What is being asked: Your task is to write out only the lines running from the line with "Write a component" to the line with "string; desc: string", both ends kept, with no images.

BEGIN Raw records

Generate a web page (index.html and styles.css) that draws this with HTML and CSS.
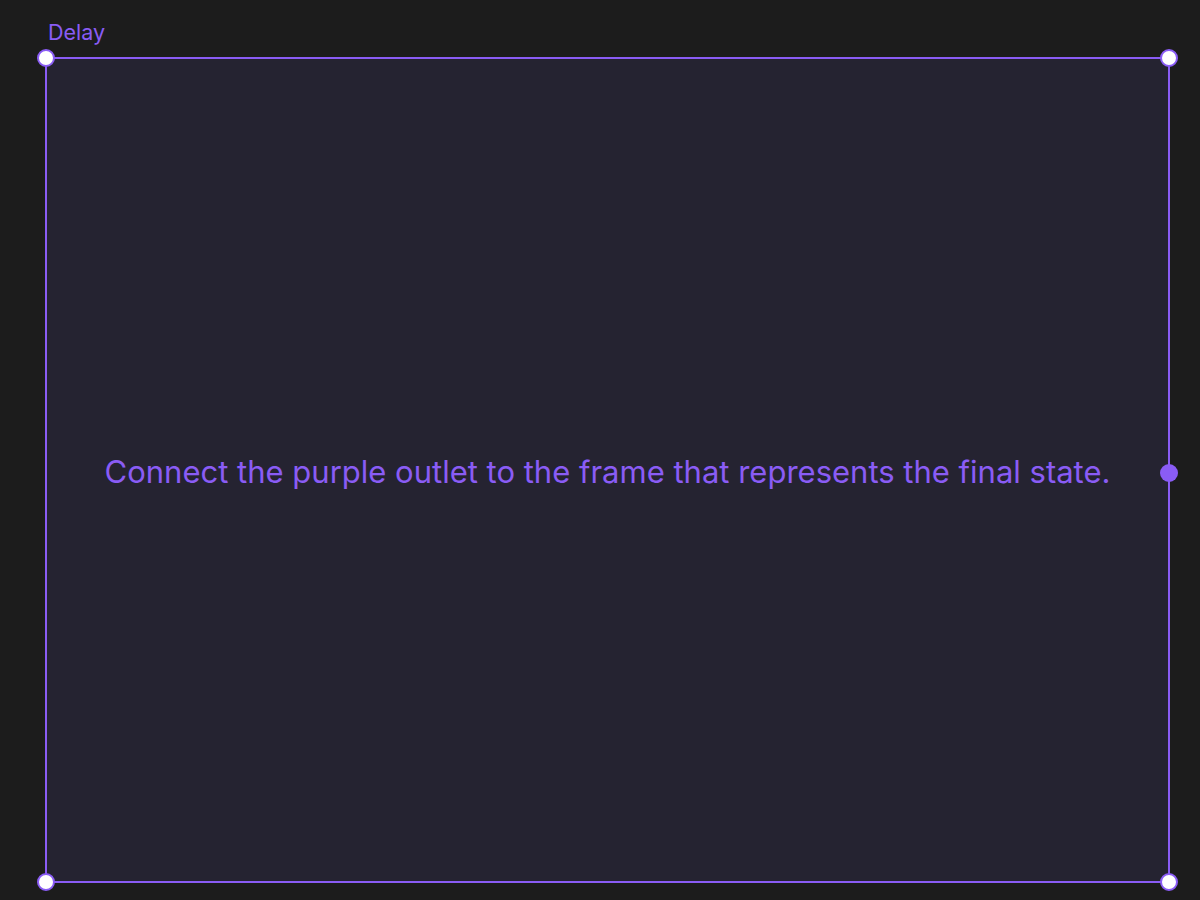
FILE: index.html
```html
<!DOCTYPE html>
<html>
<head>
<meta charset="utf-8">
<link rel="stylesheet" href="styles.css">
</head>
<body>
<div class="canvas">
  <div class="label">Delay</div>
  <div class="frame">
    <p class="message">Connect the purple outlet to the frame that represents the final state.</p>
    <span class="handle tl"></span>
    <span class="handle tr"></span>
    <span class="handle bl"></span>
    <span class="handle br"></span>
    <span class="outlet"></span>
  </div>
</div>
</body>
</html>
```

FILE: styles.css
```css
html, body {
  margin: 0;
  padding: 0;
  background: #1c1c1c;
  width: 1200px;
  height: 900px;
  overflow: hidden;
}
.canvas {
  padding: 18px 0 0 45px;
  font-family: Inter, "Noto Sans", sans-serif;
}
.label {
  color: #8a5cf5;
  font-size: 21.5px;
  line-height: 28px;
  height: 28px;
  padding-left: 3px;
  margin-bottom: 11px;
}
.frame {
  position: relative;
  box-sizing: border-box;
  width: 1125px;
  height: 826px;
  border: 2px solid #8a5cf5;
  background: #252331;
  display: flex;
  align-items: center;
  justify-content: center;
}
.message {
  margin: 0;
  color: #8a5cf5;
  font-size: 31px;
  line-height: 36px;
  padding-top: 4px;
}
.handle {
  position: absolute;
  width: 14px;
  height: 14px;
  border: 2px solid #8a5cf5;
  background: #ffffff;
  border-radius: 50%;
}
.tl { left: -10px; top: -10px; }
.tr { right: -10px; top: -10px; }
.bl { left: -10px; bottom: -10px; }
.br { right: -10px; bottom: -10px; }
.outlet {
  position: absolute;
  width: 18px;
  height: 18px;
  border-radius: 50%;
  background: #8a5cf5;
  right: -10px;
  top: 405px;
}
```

END Raw records
BEGIN Raw records

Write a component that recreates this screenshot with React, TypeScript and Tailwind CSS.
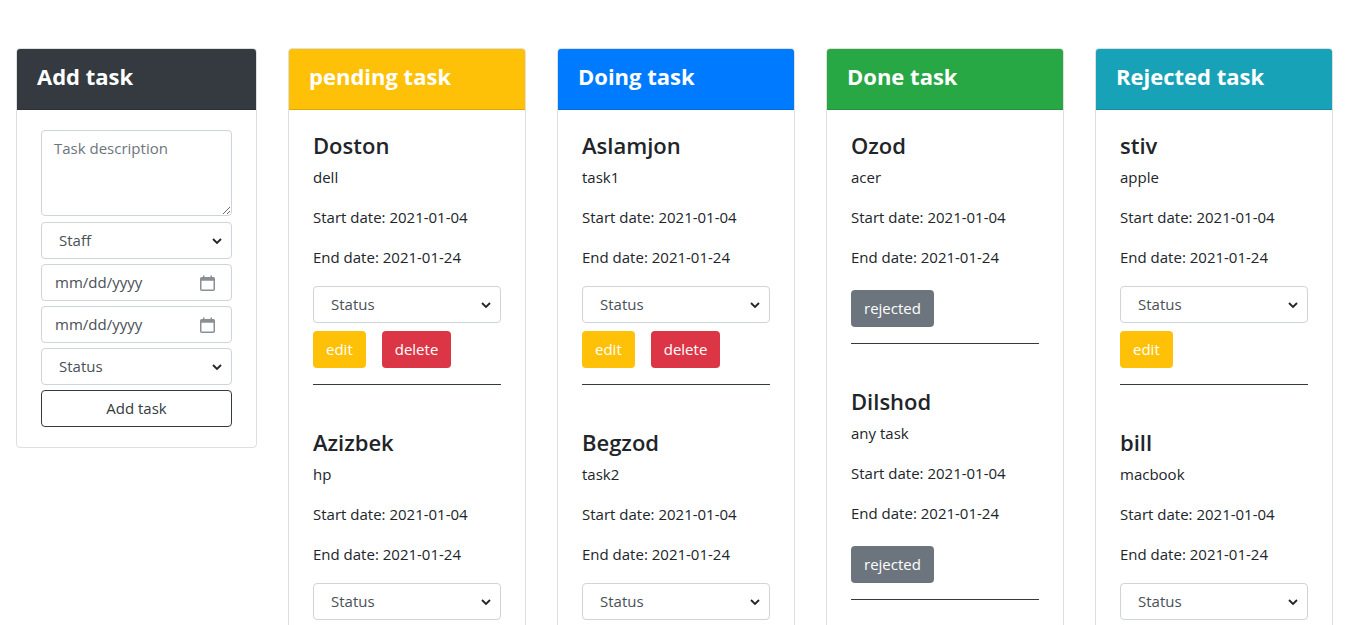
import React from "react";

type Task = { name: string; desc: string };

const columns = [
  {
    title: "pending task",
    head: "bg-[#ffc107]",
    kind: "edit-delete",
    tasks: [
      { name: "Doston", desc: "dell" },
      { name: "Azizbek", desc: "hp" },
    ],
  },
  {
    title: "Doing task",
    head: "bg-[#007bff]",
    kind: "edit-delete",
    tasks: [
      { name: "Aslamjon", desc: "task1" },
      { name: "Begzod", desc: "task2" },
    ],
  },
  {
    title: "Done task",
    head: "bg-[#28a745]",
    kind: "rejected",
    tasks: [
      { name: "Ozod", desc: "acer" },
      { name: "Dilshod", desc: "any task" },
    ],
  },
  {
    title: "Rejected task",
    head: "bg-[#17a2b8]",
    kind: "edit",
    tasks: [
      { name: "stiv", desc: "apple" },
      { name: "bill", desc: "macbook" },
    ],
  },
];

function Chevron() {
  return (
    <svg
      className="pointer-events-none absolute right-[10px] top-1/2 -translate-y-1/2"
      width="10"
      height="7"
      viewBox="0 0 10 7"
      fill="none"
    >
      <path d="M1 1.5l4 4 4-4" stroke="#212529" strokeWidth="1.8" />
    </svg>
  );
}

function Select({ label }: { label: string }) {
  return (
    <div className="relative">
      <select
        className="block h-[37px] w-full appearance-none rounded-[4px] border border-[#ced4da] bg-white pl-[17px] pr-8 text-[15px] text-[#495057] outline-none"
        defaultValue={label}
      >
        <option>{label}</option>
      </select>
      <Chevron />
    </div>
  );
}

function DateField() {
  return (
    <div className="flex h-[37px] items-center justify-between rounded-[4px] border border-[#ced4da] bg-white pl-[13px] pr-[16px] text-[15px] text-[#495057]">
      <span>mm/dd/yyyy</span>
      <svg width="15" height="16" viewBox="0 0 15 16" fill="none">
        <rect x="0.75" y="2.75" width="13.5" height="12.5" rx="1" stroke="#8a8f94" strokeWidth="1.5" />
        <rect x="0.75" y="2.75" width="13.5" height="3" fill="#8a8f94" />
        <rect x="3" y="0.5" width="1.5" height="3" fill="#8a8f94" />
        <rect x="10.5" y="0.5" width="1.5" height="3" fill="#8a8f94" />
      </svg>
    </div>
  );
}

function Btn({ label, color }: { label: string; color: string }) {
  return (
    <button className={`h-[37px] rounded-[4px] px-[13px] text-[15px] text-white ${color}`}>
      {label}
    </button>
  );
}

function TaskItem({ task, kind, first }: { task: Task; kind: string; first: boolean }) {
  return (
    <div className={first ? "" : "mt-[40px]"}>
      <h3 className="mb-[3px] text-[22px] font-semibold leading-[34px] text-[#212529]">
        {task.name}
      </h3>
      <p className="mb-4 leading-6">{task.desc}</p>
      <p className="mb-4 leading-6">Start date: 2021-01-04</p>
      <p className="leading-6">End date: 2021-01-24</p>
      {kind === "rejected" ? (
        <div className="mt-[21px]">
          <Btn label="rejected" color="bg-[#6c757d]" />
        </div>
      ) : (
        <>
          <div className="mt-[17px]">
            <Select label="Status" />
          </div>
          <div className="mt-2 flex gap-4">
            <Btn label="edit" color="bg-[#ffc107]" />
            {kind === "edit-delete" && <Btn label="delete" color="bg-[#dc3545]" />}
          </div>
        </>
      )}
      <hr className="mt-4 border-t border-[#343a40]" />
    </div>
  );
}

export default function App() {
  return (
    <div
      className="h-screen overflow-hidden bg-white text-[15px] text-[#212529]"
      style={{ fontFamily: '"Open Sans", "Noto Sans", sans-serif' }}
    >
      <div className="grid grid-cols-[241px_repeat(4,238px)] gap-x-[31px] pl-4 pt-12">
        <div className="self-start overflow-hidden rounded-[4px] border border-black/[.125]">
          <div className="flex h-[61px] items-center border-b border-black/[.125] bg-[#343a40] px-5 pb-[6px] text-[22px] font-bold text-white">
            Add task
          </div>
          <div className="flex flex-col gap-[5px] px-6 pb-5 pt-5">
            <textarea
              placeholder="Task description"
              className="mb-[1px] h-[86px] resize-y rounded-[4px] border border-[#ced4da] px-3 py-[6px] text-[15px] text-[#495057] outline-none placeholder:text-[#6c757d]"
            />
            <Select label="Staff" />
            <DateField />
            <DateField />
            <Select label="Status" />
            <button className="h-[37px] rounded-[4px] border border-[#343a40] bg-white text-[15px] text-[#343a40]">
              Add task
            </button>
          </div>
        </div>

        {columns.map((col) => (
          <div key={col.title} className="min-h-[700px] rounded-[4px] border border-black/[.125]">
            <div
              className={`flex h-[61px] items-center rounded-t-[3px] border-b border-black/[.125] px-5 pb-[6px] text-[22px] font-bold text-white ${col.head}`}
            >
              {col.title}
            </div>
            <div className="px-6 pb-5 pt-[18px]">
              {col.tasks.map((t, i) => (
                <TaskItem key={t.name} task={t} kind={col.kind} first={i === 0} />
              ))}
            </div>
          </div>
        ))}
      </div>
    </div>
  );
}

END Raw records

The completed task:
Write a component that recreates this screenshot with React, TypeScript and Tailwind CSS.
import React from "react";

type Task = { name: string; desc: string };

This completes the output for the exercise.